Wednesday, 30 December 2015

Presenting library statistics

I'm always interested in how library statistics can tell a story about library performance.  Marissa and I are currently building report cards for each library, looking at how they rate against the ALIA Standards and Guidelines.  We hope to release these to each library manager in the next month or so.

While looking at how others have reported library statistics I came across this really interesting blog post which uses a range of technologies to report on visits to UK libraries & how this figure compares to other activities undertaken by the community.  There is the use of infographics, Slideshare (my favourite) and Sway amongst others.  And someone has re-used the approach to display stats about Canadian libraries.  The referencing of sources for the UK data at the bottom of the blog is particularly "librarian" - and great to have so that the authenticity of the data can be verified.

This has given me an idea about both Australian and South Australian library statistics, compared to other community activities.  I'm not sure I'll get around to doing anything in the near future, but it's a mini-project I may come back to at some time.

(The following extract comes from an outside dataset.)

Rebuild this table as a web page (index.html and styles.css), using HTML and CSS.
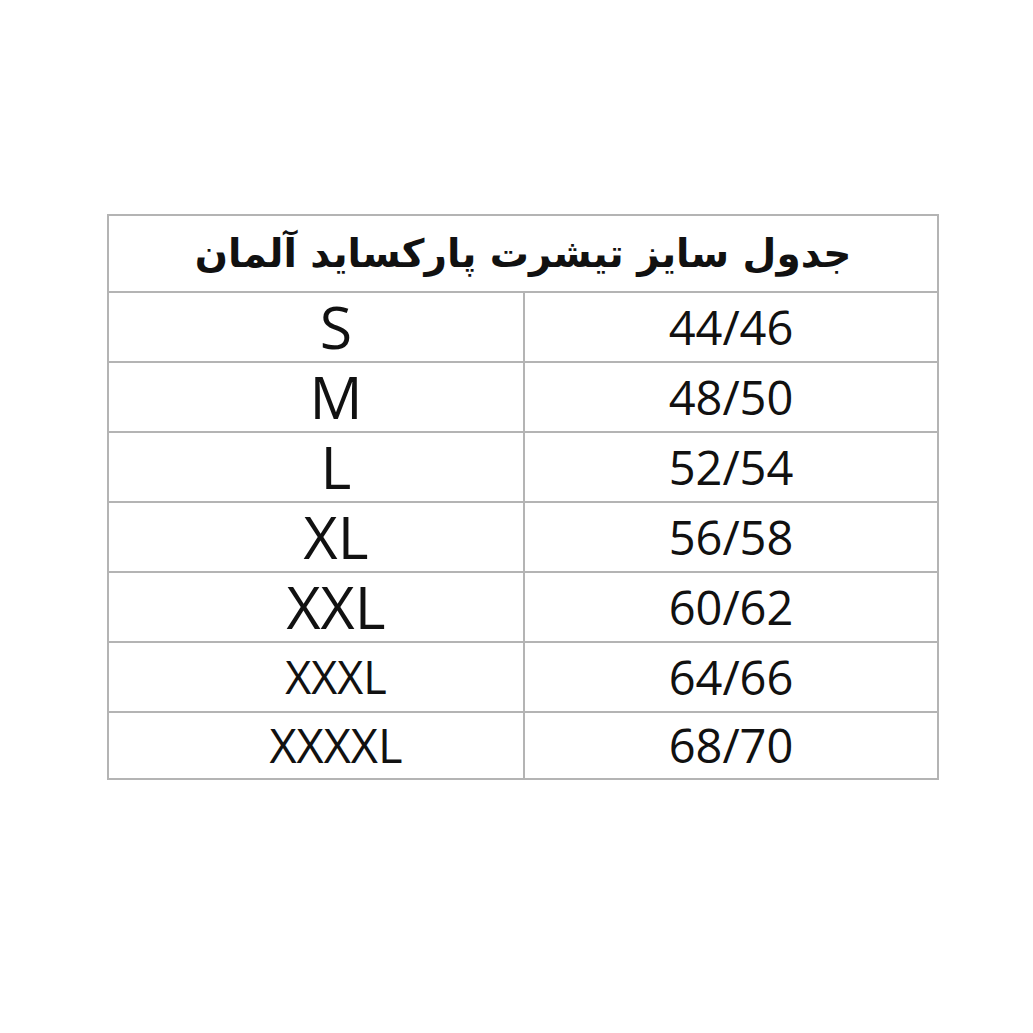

Of course if someone else wants to do the comparative research of community visits to various other events I'd be delighted to publish it here (& of course give credit to the authors and sources of their data). 

As a starting point for Australian library visits, the most recent set of data about public libraries is from 2013/14 & is available here on the NSLA website. This data shows that there were over 112M visits to Australian public libraries that year, which is over 9M per month, or more than 2.1M a week / 300,000 a day.  As Ned Potter's blog says, "So next time someone says libraries are no longer relevant, consider these statistics for a minute (and during that minute 536 people will visit a library."

Collectively, the public libraries of Australia are a powerhouse of community learning and recreation & are obviously very relevant to a significant proportion of our community.  We need to shout this out loud to all who we come across.